> _Exercise goal_:
Write out each line that follows exactly as it stands, without the pictures.

╔══

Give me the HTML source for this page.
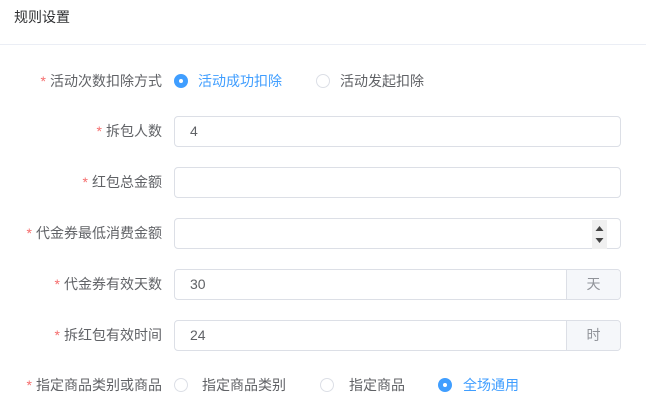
<!DOCTYPE html>
<html><head><meta charset="utf-8"><style>
*{margin:0;padding:0;box-sizing:border-box}
body{width:646px;height:415px;background:#fff;font-family:"Liberation Sans","Noto Sans CJK SC",sans-serif;font-size:14px;color:#606266;position:relative;overflow:hidden}
.a{position:absolute;white-space:nowrap}
.hd{left:14px;top:8px;font-size:14px;color:#303133;line-height:18px}
.line{left:0;top:44px;width:646px;height:1px;background:#ebeef5}
.lab{right:484px;line-height:16px}
.lab b{color:#f56c6c;font-weight:normal;margin-right:4px}
.inp{left:174px;width:447px;height:31px;border:1px solid #dcdfe6;border-radius:4px;line-height:29px;padding-left:15px;color:#606266}
.add{position:absolute;right:0;top:0;width:54px;height:29px;background:#f5f7fa;border-left:1px solid #dcdfe6;text-align:center;color:#909399;border-radius:0 3px 3px 0}
.r{width:14px;height:14px;border:1px solid #dcdfe6;border-radius:50%;background:#fff}
.r.on{background:#409eff;border-color:#409eff}
.r.on:after{content:"";position:absolute;left:4px;top:4px;width:4px;height:4px;border-radius:50%;background:#fff}
.t{line-height:16px}
.blue{color:#409eff}
.spin{position:absolute;left:417px;top:1px;width:15px;height:29px;background:#f0f0f0}
</style></head><body>
<div class="a hd">规则设置</div>
<div class="a line"></div>

<div class="a lab" style="top:73px"><b>*</b>活动次数扣除方式</div>
<div class="a r on" style="left:174px;top:74px"></div>
<div class="a t blue" style="left:198px;top:73px">活动成功扣除</div>
<div class="a r" style="left:316px;top:74px"></div>
<div class="a t" style="left:340px;top:73px">活动发起扣除</div>

<div class="a lab" style="top:123px"><b>*</b>拆包人数</div>
<div class="a inp" style="top:116px">4</div>

<div class="a lab" style="top:174px"><b>*</b>红包总金额</div>
<div class="a inp" style="top:167px"></div>

<div class="a lab" style="top:225px"><b>*</b>代金券最低消费金额</div>
<div class="a inp" style="top:218px"><div class="spin">
<svg width="15" height="29" viewBox="0 0 15 29"><path d="M3.5 11L7.5 6L11.5 11Z" fill="#444"/><path d="M3.5 18L7.5 23L11.5 18Z" fill="#444"/></svg></div></div>

<div class="a lab" style="top:276px"><b>*</b>代金券有效天数</div>
<div class="a inp" style="top:269px">30<div class="add">天</div></div>

<div class="a lab" style="top:327px"><b>*</b>拆红包有效时间</div>
<div class="a inp" style="top:320px">24<div class="add">时</div></div>

<div class="a lab" style="top:377px"><b>*</b>指定商品类别或商品</div>
<div class="a r" style="left:174px;top:378px"></div>
<div class="a t" style="left:202px;top:377px">指定商品类别</div>
<div class="a r" style="left:320px;top:378px"></div>
<div class="a t" style="left:349px;top:377px">指定商品</div>
<div class="a r on" style="left:438px;top:378px"></div>
<div class="a t blue" style="left:463px;top:377px">全场通用</div>
</body></html>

╚══

> _Answer to the exercise_:
Give me the HTML source for this page.
<!DOCTYPE html>
<html><head><meta charset="utf-8"><style>
*{margin:0;padding:0;box-sizing:border-box}
body{width:646px;height:415px;background:#fff;font-family:"Liberation Sans","Noto Sans CJK SC",sans-serif;font-size:14px;color:#606266;position:relative;overflow:hidden}
.a{position:absolute;white-space:nowrap}
.hd{left:14px;top:8px;font-size:14px;color:#303133;line-height:18px}
.line{left:0;top:44px;width:646px;height:1px;background:#ebeef5}
.lab{right:484px;line-height:16px}
.lab b{color:#f56c6c;font-weight:normal;margin-right:4px}
.inp{left:174px;width:447px;height:31px;border:1px solid #dcdfe6;border-radius:4px;line-height:29px;padding-left:15px;color:#606266}
.add{position:absolute;right:0;top:0;width:54px;height:29px;background:#f5f7fa;border-left:1px solid #dcdfe6;text-align:center;color:#909399;border-radius:0 3px 3px 0}
.r{width:14px;height:14px;border:1px solid #dcdfe6;border-radius:50%;background:#fff}
.r.on{background:#409eff;border-color:#409eff}
.r.on:after{content:"";position:absolute;left:4px;top:4px;width:4px;height:4px;border-radius:50%;background:#fff}
.t{line-height:16px}
.blue{color:#409eff}
.spin{position:absolute;left:417px;top:1px;width:15px;height:29px;background:#f0f0f0}
</style></head><body>
<div class="a hd">规则设置</div>
<div class="a line"></div>

<div class="a lab" style="top:73px"><b>*</b>活动次数扣除方式</div>
<div class="a r on" style="left:174px;top:74px"></div>
<div class="a t blue" style="left:198px;top:73px">活动成功扣除</div>
<div class="a r" style="left:316px;top:74px"></div>
<div class="a t" style="left:340px;top:73px">活动发起扣除</div>

<div class="a lab" style="top:123px"><b>*</b>拆包人数</div>
<div class="a inp" style="top:116px">4</div>

<div class="a lab" style="top:174px"><b>*</b>红包总金额</div>
<div class="a inp" style="top:167px"></div>

<div class="a lab" style="top:225px"><b>*</b>代金券最低消费金额</div>
<div class="a inp" style="top:218px"><div class="spin">
<svg width="15" height="29" viewBox="0 0 15 29"><path d="M3.5 11L7.5 6L11.5 11Z" fill="#444"/><path d="M3.5 18L7.5 23L11.5 18Z" fill="#444"/></svg></div></div>

<div class="a lab" style="top:276px"><b>*</b>代金券有效天数</div>
<div class="a inp" style="top:269px">30<div class="add">天</div></div>

<div class="a lab" style="top:327px"><b>*</b>拆红包有效时间</div>
<div class="a inp" style="top:320px">24<div class="add">时</div></div>

<div class="a lab" style="top:377px"><b>*</b>指定商品类别或商品</div>
<div class="a r" style="left:174px;top:378px"></div>
<div class="a t" style="left:202px;top:377px">指定商品类别</div>
<div class="a r" style="left:320px;top:378px"></div>
<div class="a t" style="left:349px;top:377px">指定商品</div>
<div class="a r on" style="left:438px;top:378px"></div>
<div class="a t blue" style="left:463px;top:377px">全场通用</div>
</body></html>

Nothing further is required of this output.